Trust is knowing your brother is there even when you can’t see him. Two-in. Two-out. No matter the cost.
I think of Drew saying those words to me. Of the two of us reciting them as we sat at a beach bonfire and polished off a six-pack. The tap of our beer bottles against one another’s. The promise made to always look out for each other.
And with the memory comes the anger at the rest of the guys looking at me. The disbelief that they’re questioning me.

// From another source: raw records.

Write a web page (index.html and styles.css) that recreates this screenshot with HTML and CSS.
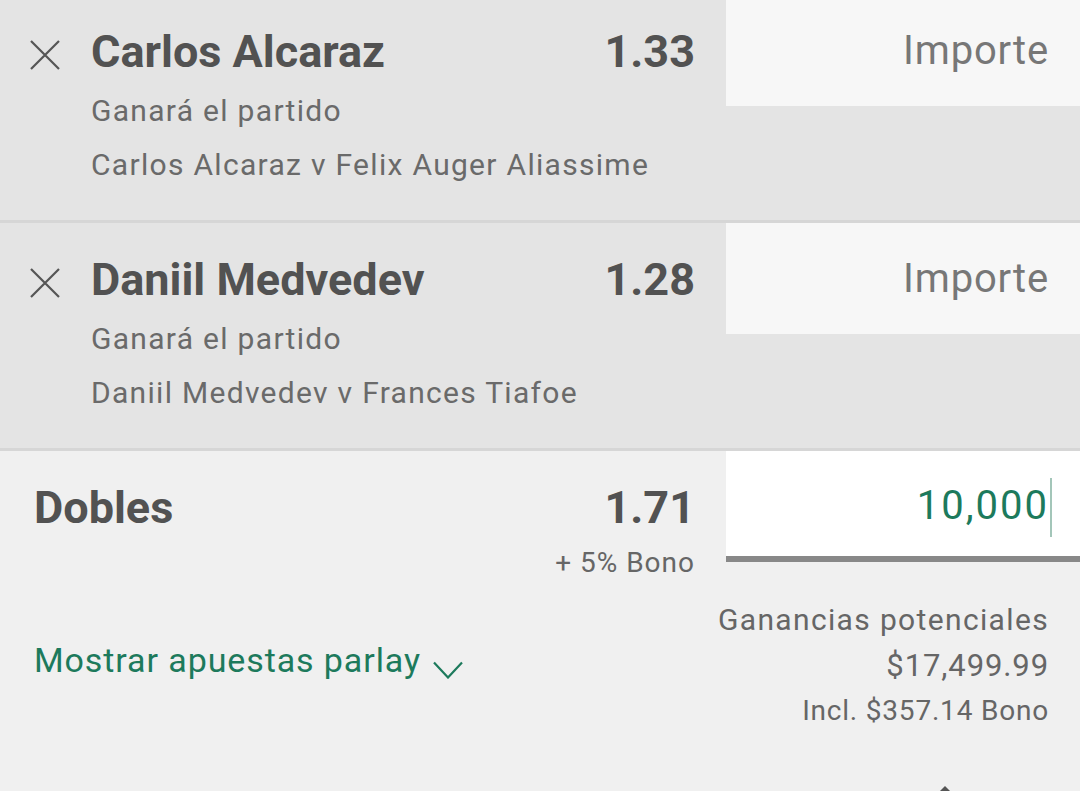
FILE: index.html
```html
<!DOCTYPE html>
<html lang="es">
<head>
<meta charset="utf-8">
<title>Boleto</title>
<link rel="stylesheet" href="styles.css">
</head>
<body>
<div class="slip">
  <div class="bet first">
    <div class="bet-info">
      <span class="remove"><svg width="30" height="30" viewBox="0 0 30 30"><path d="M1 1 L29 29 M29 1 L1 29" stroke="#555" stroke-width="2.2" fill="none"/></svg></span>
      <div class="bet-text">
        <div class="bet-head"><span class="name">Carlos Alcaraz</span><span class="odds">1.33</span></div>
        <div class="market">Ganará el partido</div>
        <div class="event">Carlos Alcaraz v Felix Auger Aliassime</div>
      </div>
    </div>
    <div class="stake"><span class="placeholder">Importe</span></div>
  </div>
  <div class="bet">
    <div class="bet-info">
      <span class="remove"><svg width="30" height="30" viewBox="0 0 30 30"><path d="M1 1 L29 29 M29 1 L1 29" stroke="#555" stroke-width="2.2" fill="none"/></svg></span>
      <div class="bet-text">
        <div class="bet-head"><span class="name">Daniil Medvedev</span><span class="odds">1.28</span></div>
        <div class="market">Ganará el partido</div>
        <div class="event">Daniil Medvedev v Frances Tiafoe</div>
      </div>
    </div>
    <div class="stake"><span class="placeholder">Importe</span></div>
  </div>
  <div class="multi">
    <div class="multi-left">
      <div class="bet-head"><span class="name">Dobles</span><span class="odds">1.71</span></div>
      <div class="bonus">+ 5% Bono</div>
      <div class="parlay">Mostrar apuestas parlay<svg class="chev" width="30" height="18" viewBox="0 0 30 18"><path d="M1 1.5 L15 16.5 L29 1.5" stroke="#1d7a5c" stroke-width="2.2" fill="none"/></svg></div>
    </div>
    <div class="multi-right">
      <div class="stake active"><span class="value">10,000</span><span class="caret"></span></div>
      <div class="returns">
        <div class="ret-label">Ganancias potenciales</div>
        <div class="ret-amount">$17,499.99</div>
        <div class="ret-bonus">Incl. $357.14 Bono</div>
      </div>
      <div class="tip"></div>
    </div>
  </div>
</div>
</body>
</html>
```

FILE: styles.css
```css
html, body {
  margin: 0;
  padding: 0;
}
body {
  background: #f0f0f0;
  font-family: Roboto, "Liberation Sans", sans-serif;
  overflow: hidden;
}
.slip {
  width: 1080px;
}
.bet {
  display: flex;
  height: 225px;
  background: #e4e4e4;
  border-bottom: 3px solid #d6d6d6;
}
.bet.first {
  margin-top: -5px;
}
.bet-info {
  width: 726px;
  box-sizing: border-box;
  padding: 29px 31px 0 30px;
  display: flex;
  gap: 31px;
}
.remove {
  width: 30px;
  height: 30px;
  margin-top: 16px;
  flex: none;
}
.remove svg {
  display: block;
}
.bet-text {
  flex: 1;
}
.bet-head {
  display: flex;
  justify-content: space-between;
  align-items: baseline;
  font-size: 45px;
  line-height: 56px;
  font-weight: 700;
  color: #525252;
}
.market, .event {
  font-size: 30px;
  line-height: 54px;
  letter-spacing: 1.3px;
  color: #6a6a6a;
}
.market {
  margin-top: 4px;
}
.stake {
  width: 354px;
  height: 111px;
  box-sizing: border-box;
  flex: none;
  background: #f7f7f7;
  display: flex;
  align-items: center;
  justify-content: flex-end;
  padding-right: 31px;
  font-size: 40px;
  letter-spacing: 0.85px;
  color: #777;
}
.multi {
  display: flex;
  height: 340px;
  background: #f0f0f0;
}
.multi-left {
  width: 726px;
  flex: none;
  box-sizing: border-box;
  padding: 29px 31px 0 34px;
}
.bonus {
  margin-top: 10px;
  text-align: right;
  font-size: 28px;
  line-height: 34px;
  letter-spacing: 1px;
  color: #666;
}
.parlay {
  margin-top: 60px;
  font-size: 34px;
  line-height: 40px;
  letter-spacing: 0.9px;
  color: #1d7a5c;
}
.chev {
  margin-left: 12px;
  vertical-align: -7px;
}
.multi-right {
  width: 354px;
  flex: none;
}
.stake.active {
  height: 111px;
  background: #fff;
  border-bottom: 6px solid #888;
  color: #1d7a5c;
  padding-right: 28px;
  letter-spacing: 2px;
}
.value {
  font-size: 40px;
  margin-top: 3px;
}
.caret {
  display: inline-block;
  width: 2px;
  height: 59px;
  margin-left: 1px;
  margin-top: 8px;
  background: #a3c6b9;
}
.returns {
  margin-top: 35px;
  padding-right: 31px;
  display: flex;
  flex-direction: column;
  align-items: flex-end;
  white-space: nowrap;
  color: #666;
}
.ret-label {
  font-size: 30px;
  line-height: 46px;
  letter-spacing: 1.35px;
}
.ret-amount {
  font-size: 31px;
  line-height: 46px;
  letter-spacing: 0.9px;
}
.ret-bonus {
  font-size: 28px;
  line-height: 43px;
  letter-spacing: 0.8px;
}
.tip {
  margin: 54px 0 0 212px;
  width: 0;
  height: 0;
  border-left: 7px solid transparent;
  border-right: 7px solid transparent;
  border-bottom: 7px solid #555;
}
```
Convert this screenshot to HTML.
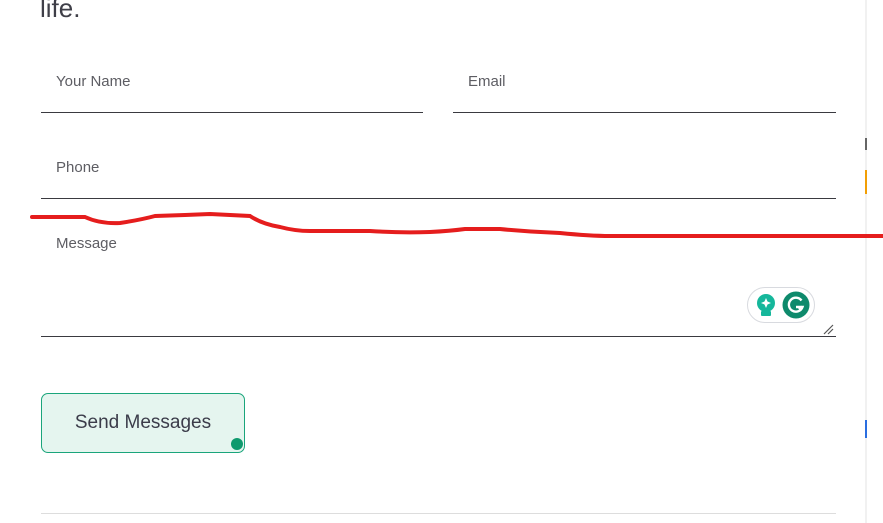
<!DOCTYPE html>
<html><head><meta charset="utf-8"><style>
body{margin:0;width:883px;height:523px;background:#fff;position:relative;overflow:hidden;font-family:"Liberation Sans",sans-serif;color:#555}
.a{position:absolute}
.lbl{position:absolute;font-size:15px;color:#5d5d63}
.ln{position:absolute;height:1px;background:#3a3a40}
</style></head><body>
<div class="a" style="left:40px;top:-7px;font-size:26px;color:#3f3f48">life.</div>
<div class="lbl" style="left:56px;top:73px">Your Name</div>
<div class="ln" style="left:41px;top:112px;width:382px"></div>
<div class="lbl" style="left:468px;top:73px">Email</div>
<div class="ln" style="left:453px;top:112px;width:383px"></div>
<div class="lbl" style="left:56px;top:159px">Phone</div>
<div class="ln" style="left:41px;top:198px;width:795px"></div>
<div class="lbl" style="left:56px;top:235px">Message</div>
<div class="ln" style="left:41px;top:336px;width:795px"></div>
<svg class="a" style="left:822px;top:323px" width="12" height="12"><path d="M2 11L11 2M6 11L11 6" stroke="#555" stroke-width="1.2"/></svg>
<div class="a" style="left:747px;top:287px;width:66px;height:34px;border:1.5px solid #d8dadf;border-radius:18px;background:#fff"></div>
<svg class="a" style="left:755px;top:293px" width="22" height="26"><circle cx="11" cy="10" r="9" fill="#15b79b"/><rect x="6" y="18" width="10" height="5" rx="1" fill="#15b79b"/><path d="M11 5L12.5 8.5L16 10L12.5 11.5L11 15L9.5 11.5L6 10L9.5 8.5Z" fill="#fff"/></svg>
<svg class="a" style="left:782px;top:291px" width="28" height="28"><circle cx="14" cy="14" r="13.5" fill="#0e8a6c"/><path d="M19.5 9.5A7 7 0 1 0 20.5 16H14" stroke="#fff" stroke-width="2.4" fill="none"/><path d="M17 18.5L20 15.5" stroke="#fff" stroke-width="2.4"/></svg>
<div class="a" style="left:41px;top:393px;width:204px;height:60px;border:1px solid #1aa57b;border-radius:7px;background:#e5f5ef;box-sizing:border-box;font-size:19px;color:#3b3c4a;text-align:center;line-height:58px">Send Messages</div>
<div class="a" style="left:231px;top:438px;width:12px;height:12px;border-radius:50%;background:#0f9a6e"></div>
<div class="a" style="left:41px;top:513px;width:795px;height:1px;background:#ddd"></div>
<div class="a" style="left:865px;top:0;width:2px;height:523px;background:#f1f1f1"></div>
<div class="a" style="left:865px;top:138px;width:2px;height:12px;background:#666"></div>
<div class="a" style="left:865px;top:170px;width:2px;height:24px;background:#f29f05"></div>
<div class="a" style="left:865px;top:420px;width:2px;height:18px;background:#2a6ee0"></div>
<svg class="a" style="left:0;top:0" width="883" height="523"><path d="M32 217L85 217Q100 224 120 223Q140 220 155 216L185 215L210 214L250 216Q262 224 280 227Q295 231 310 231L370 231Q400 233 430 232Q450 231 465 229L500 229Q530 232 560 233Q590 236 610 236L883 236" stroke="#e51d1d" stroke-width="4" fill="none" stroke-linecap="round"/></svg>
</body></html>
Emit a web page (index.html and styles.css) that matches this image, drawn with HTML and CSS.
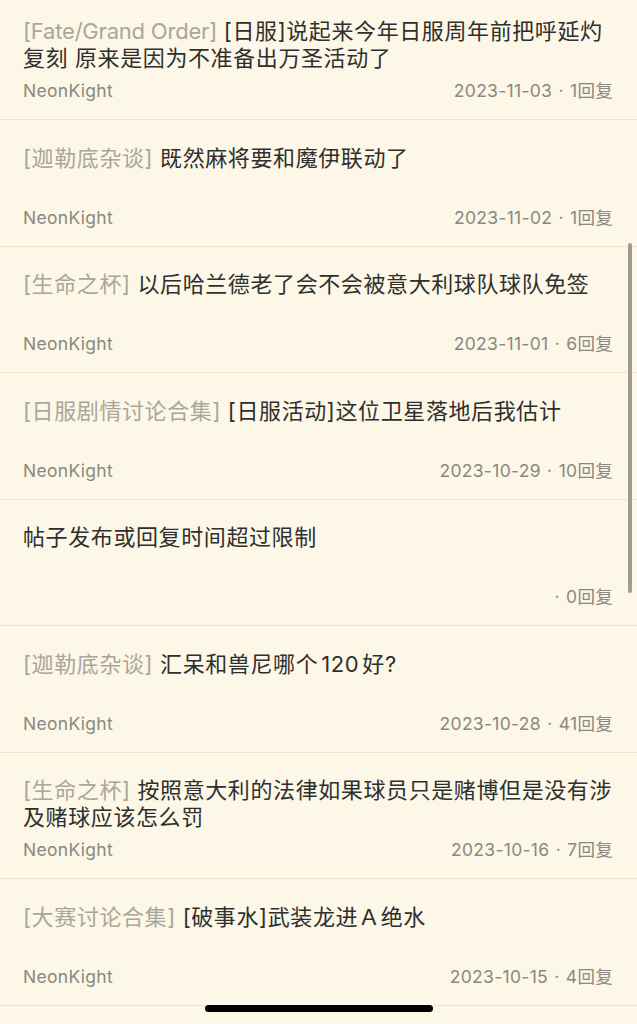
FILE: index.html
```html
<!DOCTYPE html>
<html lang="zh">
<head>
<meta charset="utf-8">
<link rel="stylesheet" href="styles.css">
</head>
<body>
<div class="screen">
  <ul class="list">
    <li class="item">
      <div class="title"><span class="tag latin">[Fate/Grand Order]</span> [日服]说起来今年日服周年前把呼延灼复刻 原来是因为不准备出万圣活动了</div>
      <div class="meta"><span class="author">NeonKight</span><span class="info">2023-11-03 · 1回复</span></div>
    </li>
    <li class="item">
      <div class="title"><span class="tag">[迦勒底杂谈]</span> 既然麻将要和魔伊联动了</div>
      <div class="meta"><span class="author">NeonKight</span><span class="info">2023-11-02 · 1回复</span></div>
    </li>
    <li class="item">
      <div class="title"><span class="tag">[生命之杯]</span> 以后哈兰德老了会不会被意大利球队球队免签</div>
      <div class="meta"><span class="author">NeonKight</span><span class="info">2023-11-01 · 6回复</span></div>
    </li>
    <li class="item">
      <div class="title"><span class="tag">[日服剧情讨论合集]</span> [日服活动]这位卫星落地后我估计</div>
      <div class="meta"><span class="author">NeonKight</span><span class="info">2023-10-29 · 10回复</span></div>
    </li>
    <li class="item">
      <div class="title">帖子发布或回复时间超过限制</div>
      <div class="meta"><span class="author"></span><span class="info">· 0回复</span></div>
    </li>
    <li class="item">
      <div class="title"><span class="tag">[迦勒底杂谈]</span> 汇呆和兽尼哪个<span class="num">120</span>好?</div>
      <div class="meta"><span class="author">NeonKight</span><span class="info">2023-10-28 · 41回复</span></div>
    </li>
    <li class="item">
      <div class="title"><span class="tag">[生命之杯]</span> 按照意大利的法律如果球员只是赌博但是没有涉及赌球应该怎么罚</div>
      <div class="meta"><span class="author">NeonKight</span><span class="info">2023-10-16 · 7回复</span></div>
    </li>
    <li class="item">
      <div class="title"><span class="tag">[大赛讨论合集]</span> [破事水]武装龙进Ａ绝水</div>
      <div class="meta"><span class="author">NeonKight</span><span class="info">2023-10-15 · 4回复</span></div>
    </li>
  </ul>
  <div class="scrollbar"></div>
  <div class="home-indicator"></div>
</div>
</body>
</html>
```

FILE: styles.css
```css
html, body {
  margin: 0;
  padding: 0;
  background: #fcf7e6;
}
body {
  font-family: Inter, "Noto Sans CJK SC", sans-serif;
  color: #2f2f2f;
}
.screen {
  position: relative;
  width: 637px;
  height: 1024px;
  overflow: hidden;
  background: #fcf7e6;
}
.list {
  list-style: none;
  margin: -6.57px 0 0 0;
  padding: 0;
}
.item {
  box-sizing: border-box;
  height: 126.57px;
  padding: 24.5px 24px 0 23px;
  border-bottom: 1px solid #ebe3cd;
  display: flex;
  flex-direction: column;
  gap: 8px;
}
.title {
  font-size: 22px;
  line-height: 27px;
  height: 54px;
  overflow: hidden;
  letter-spacing: 0.6px;
  color: #2f2f2f;
}
.tag {
  color: #aaa69b;
}
.latin {
  letter-spacing: -0.2px;
}
.num {
  margin: 0 3px;
}
.meta {
  display: flex;
  justify-content: space-between;
  align-items: center;
  height: 22px;
  font-size: 17.5px;
  line-height: 22px;
  letter-spacing: 0.3px;
  word-spacing: 1px;
  color: #8b8883;
}
.scrollbar {
  position: absolute;
  left: 628px;
  top: 243px;
  width: 4px;
  height: 350px;
  border-radius: 2px;
  background: #a09c90;
}
.home-indicator {
  position: absolute;
  left: 205px;
  top: 1004.5px;
  width: 228px;
  height: 7px;
  border-radius: 4px;
  background: #000;
}
```
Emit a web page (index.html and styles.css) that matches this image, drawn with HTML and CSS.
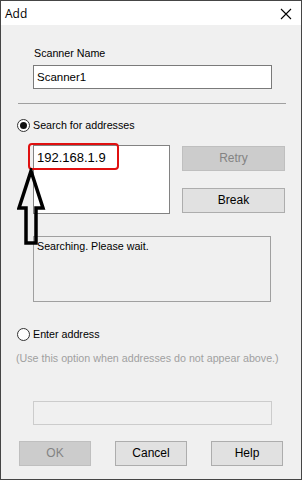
FILE: index.html
```html
<!DOCTYPE html>
<html>
<head>
<meta charset="utf-8">
<link rel="stylesheet" href="styles.css">
</head>
<body>
<div class="window">
  <div class="titlebar">
    <span class="title">Add</span>
    <svg class="close" width="12" height="12" viewBox="0 0 12 12"><path d="M1 1L11 11M11 1L1 11" stroke="#000" stroke-width="1.1" fill="none"/></svg>
  </div>
  <div class="content">
    <div class="label">Scanner Name</div>
    <div class="textbox">Scanner1</div>
    <div class="separator"></div>
    <div class="radio-row first">
      <span class="radio checked"><span class="dot"></span></span>
      <span>Search for addresses</span>
    </div>
    <div class="search-area">
      <div class="listbox"><div class="item">192.168.1.9</div></div>
      <div class="side-buttons">
        <div class="btn disabled retry">Retry</div>
        <div class="btn break">Break</div>
      </div>
    </div>
    <div class="status">Searching. Please wait.</div>
    <div class="radio-row second">
      <span class="radio"></span>
      <span>Enter address</span>
    </div>
    <div class="hint">(Use this option when addresses do not appear above.)</div>
    <div class="textbox disabled-box"></div>
    <div class="bottom-buttons">
      <div class="btn disabled">OK</div>
      <div class="btn">Cancel</div>
      <div class="btn">Help</div>
    </div>
  </div>
  <div class="highlight"></div>
  <svg class="arrow" width="40" height="90" viewBox="0 0 40 90">
    <path d="M14 3 L26 40 L19 40 L19 75 L9 75 L9 40 L2 40 Z" fill="none" stroke="#000" stroke-width="3.5" stroke-linejoin="miter"/>
  </svg>
</div>
</body>
</html>
```

FILE: styles.css
```css
html, body {
  margin: 0;
  padding: 0;
}
.window {
  width: 302px;
  height: 480px;
  box-sizing: border-box;
  border: 1px solid #454545;
  background: #f0f0f0;
  position: relative;
  font-family: "Liberation Sans", Arial, sans-serif;
  font-size: 10.7px;
  color: #000;
  overflow: hidden;
}
.titlebar {
  height: 24px;
  background: #fff;
  display: flex;
  align-items: center;
  justify-content: space-between;
  padding: 0 9px 0 4px;
}
.title {
  font-family: "Open Sans", "Liberation Sans", sans-serif;
  font-size: 12px;
  color: #000;
}
.close {
  margin-top: 2px;
}
.content {
  display: flex;
  flex-direction: column;
  line-height: 13px;
}
.label {
  margin-top: 22px;
  padding-left: 33px;
}
.textbox {
  margin-top: 5px;
  margin-left: 32px;
  width: 239px;
  height: 24px;
  box-sizing: border-box;
  border: 1px solid #7a7a7a;
  background: #fff;
  padding: 5px 3px;
  font-size: 11.5px;
}
.separator {
  margin-top: 14px;
  margin-left: 17px;
  width: 268px;
  height: 1px;
  background: #a0a0a0;
}
.radio-row {
  display: flex;
  align-items: center;
  gap: 3px;
  margin-left: 16px;
  height: 13px;
}
.radio-row.first {
  margin-top: 15px;
}
.radio-row.second {
  margin-top: 26px;
}
.radio {
  width: 13px;
  height: 13px;
  box-sizing: border-box;
  border: 1px solid #333;
  border-radius: 50%;
  background: #fff;
  display: flex;
  align-items: center;
  justify-content: center;
}
.radio .dot {
  width: 7px;
  height: 7px;
  border-radius: 50%;
  background: #111;
}
.search-area {
  margin-top: 13px;
  display: flex;
  margin-left: 32px;
}
.listbox {
  width: 137px;
  height: 69px;
  box-sizing: border-box;
  border: 1px solid #828282;
  background: #fff;
  padding: 4px 3px;
}
.item {
  font-size: 13px;
  line-height: 15px;
}
.side-buttons {
  margin-left: 12px;
  display: flex;
  flex-direction: column;
  gap: 17px;
  padding-top: 1px;
}
.btn {
  width: 72px;
  height: 25px;
  box-sizing: border-box;
  border: 1px solid #adadad;
  background: #e1e1e1;
  display: flex;
  align-items: center;
  justify-content: center;
  font-size: 12px;
}
.side-buttons .btn {
  width: 103px;
}
.btn.disabled {
  background: #cccccc;
  border-color: #bfbfbf;
  color: #838383;
}
.status {
  margin-top: 22px;
  margin-left: 32px;
  width: 238px;
  height: 66px;
  box-sizing: border-box;
  border: 1px solid #a0a0a0;
  padding: 3px;
}
.hint {
  margin-top: 11px;
  margin-left: 15px;
  color: #a0a0a0;
}
.disabled-box {
  margin-top: 36px;
  background: #f0f0f0;
  border-color: #cccccc;
}
.bottom-buttons {
  margin-top: 16px;
  margin-left: 18px;
  display: flex;
  gap: 24px;
}
.highlight {
  position: absolute;
  left: 27px;
  top: 142px;
  width: 91px;
  height: 27px;
  box-sizing: border-box;
  border: 2px solid #e01010;
  border-radius: 4px;
}
.arrow {
  position: absolute;
  left: 16px;
  top: 167px;
}
```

“Oh, I get it. This isn’t you worrying about my well being. This is you worrying about me having your back on a call. This is you worrying if my head’s straight enough to save you if you get in trouble . . . or if I’m going to let you die like I did Drew? Right? That’s what this is?” Mack tries to talk, and I cut him off. “Well, fuck you. Fuck all of you.” My fists clench, and it’s hard to draw in air as I turn my back to them and pace the room. Fury and hurt and distrust eat at every part of me . . . just like the guilt does.
“Grady.”
“Stop Grady-ing me! Just stop! You don’t know what it was like. You don’t live with what happened in your head. His voice asking for help. His screams begging. Having to hear his PASS alarm going off and not knowing how to save him. You don’t close your eyes every goddamn night and worry about how bad the nightmare is going to be this time, do you? You don’t get called to a scene where a fire is hot and worry about whether it’s going to happen again. So you’re fucking right, I’m messed up. But you can bet your ass that when I walk into a fire, it’ll be because I’m ready and know without a shadow of a doubt I’d do it again to save one of your sorry asses. If you don’t like that, or don’t believe I’m capable of doing my job, take it up with command. Kick me out of the department. But don’t you ever”—I slam my hand down on the kitchen counter so hard it stings—“tell me you worry about me having your back.”